У меня не было оснований сомневаться в этой истории, поскольку во время моего визита в национальные архивы в Вашингтоне я узнал, что имя доктора Харвата стоит под номером шесть в “списке тридцати четырех”. Потом в Германии мне удалось достать журнальную статью самого Эрнста Нойбаха под названием Mein Freund Göring. Учитывая, что Кристин слышала историю от своего отца, было неудивительно, что статья подтверждала рассказанное ею на камеру – за исключением одного небольшого обстоятельства. Нойбах, знавший историю от самого Альберта, дает понять, что Альберт не брал у Германа его личных бланков и не подделывал его подпись.
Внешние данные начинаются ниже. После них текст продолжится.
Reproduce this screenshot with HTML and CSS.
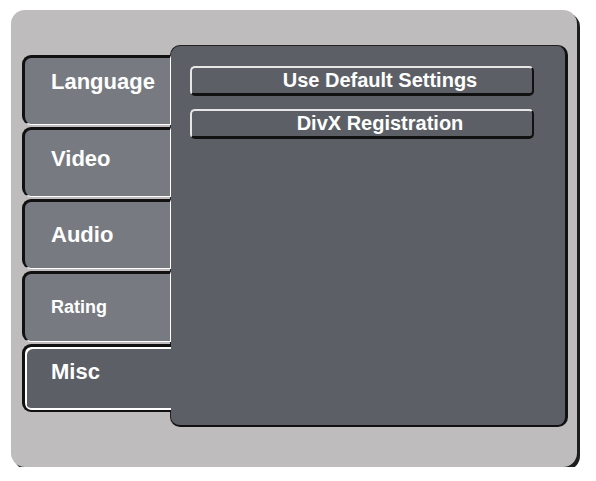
FILE: index.html
```html
<!DOCTYPE html>
<html lang="en">
<head>
  <meta charset="UTF-8">
  <title>Setup - Misc</title>
  <link rel="stylesheet" href="styles.css">
</head>
<body>

  <div class="frame">
    <div class="tabs">
      <div class="tab tab-language">Language</div>
      <div class="tab tab-video">Video</div>
      <div class="tab">Audio</div>
      <div class="tab tab-small">Rating</div>
      <div class="tab tab-active">Misc</div>
    </div>

    <div class="panel">
      <div class="option">Use Default Settings</div>
      <div class="option">DivX Registration</div>
    </div>
  </div>

</body>
</html>
```

FILE: styles.css
```css
body {
  margin: 0;
  background: #fff;
  font-family: 'Liberation Sans', Arial, sans-serif;
}

.frame {
  margin: 10px 0 0 11px;
  width: 566px;
  height: 457px;
  box-sizing: border-box;
  padding: 35px 0 0 11px;
  background: #bebcbc;
  border-radius: 14px;
  box-shadow: 3px 3px 0 #1e1e1e;
  display: flex;
  align-items: flex-start;
}

.tabs {
  margin-top: 10px;
  margin-right: -1px;
  width: 149px;
  display: flex;
  flex-direction: column;
  gap: 2px;
  position: relative;
  z-index: 1;
}

.tab {
  height: 70px;
  box-sizing: border-box;
  padding-left: 26px;
  display: flex;
  align-items: center;
  background: #787a81;
  border-top: 3px solid #111;
  border-left: 3px solid #111;
  border-bottom: 1px solid #fff;
  border-right: 1px solid #fff;
  border-radius: 9px 0 0 9px;
  color: #fff;
  font-weight: bold;
  font-size: 22px;
}

.tab-language {
  padding-bottom: 18px;
}

.tab-video {
  padding-bottom: 8px;
}

.tab-small {
  height: 71px;
  font-size: 18px;
}

.tab-active {
  height: 68px;
  padding-bottom: 14px;
  background: #5d5f66;
  border-top: 3px solid #111;
  border-left: 3px solid #111;
  border-right: none;
  border-bottom: 2px solid #111;
  box-shadow: inset 2px 2px 0 #fff, inset 0 -2px 0 #fff;
}

.panel {
  width: 398px;
  height: 382px;
  box-sizing: border-box;
  padding: 20px 31px 0 19px;
  background: #5d5f66;
  border-top: 1px solid #222;
  border-left: 1px solid #222;
  border-right: 3px solid #111;
  border-bottom: 2px solid #111;
  border-radius: 10px;
  display: flex;
  flex-direction: column;
  gap: 13px;
}

.option {
  height: 30px;
  box-sizing: border-box;
  padding-left: 36px;
  display: flex;
  align-items: center;
  justify-content: center;
  border-top: 2px solid #e6e6e6;
  border-left: 2px solid #e6e6e6;
  border-right: 2px solid #111;
  border-bottom: 3px solid #111;
  border-radius: 5px;
  color: #fff;
  font-weight: bold;
  font-size: 20px;
}
```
Нет, он просто использовал бумагу с “семейной фамилией и гербом” и подписал письмо просто “Геринг”.[134] Если так, то эта хитрость Альберта была на грани гениальности. Формально говоря, он не нарушал никаких законов, не выдавал себя за другого и мог избежать обвинения в пособничестве, если бы это дело кто-то стал расследовать. Будучи членом семьи Герингов, он имел полное законное право использовать семейные бланки и подписываться фамилией Геринг. Как понимать это письмо, было делом лагерного коменданта – история гласит, что он принял письмо за адресованное ему грозным высокопоставленным лицом, а вовсе не хитрым младшим братом этого лица.
В конце концов, добравшись до Чешского государственного архива, я обнаружил протокол допроса Альберта, составленный чиновником чешского министерства внутренних дел и датированный 17 декабря 1946 года. Альберт констатировал: “В какой-то момент, который я теперь не могу точно вспомнить, жена профессора университета Йозефа Харвата и доктор медицины Блазил, который также лечил мою жену, связались со мной и попросили меня помочь в деле ее мужа… Я написал начальству лагеря и добился освобождения профессора Харвата”. В тех же показаниях Альберт схожим образом утверждал, что помог сыну другого выдающегося чешского профессора, доктора Дивиша. Альберт написал: “Сын университетского профессора Дивиша был арестован во время студенческих волнений в 1939 году, после чего отправлен в концентрационный лагерь в Бухенвальде. В этом случае я также обратился к начальству лагеря и добился его освобождения”.[135] Профессор Дивиш фигурирует в “списке тридцати четырех” под номером семь.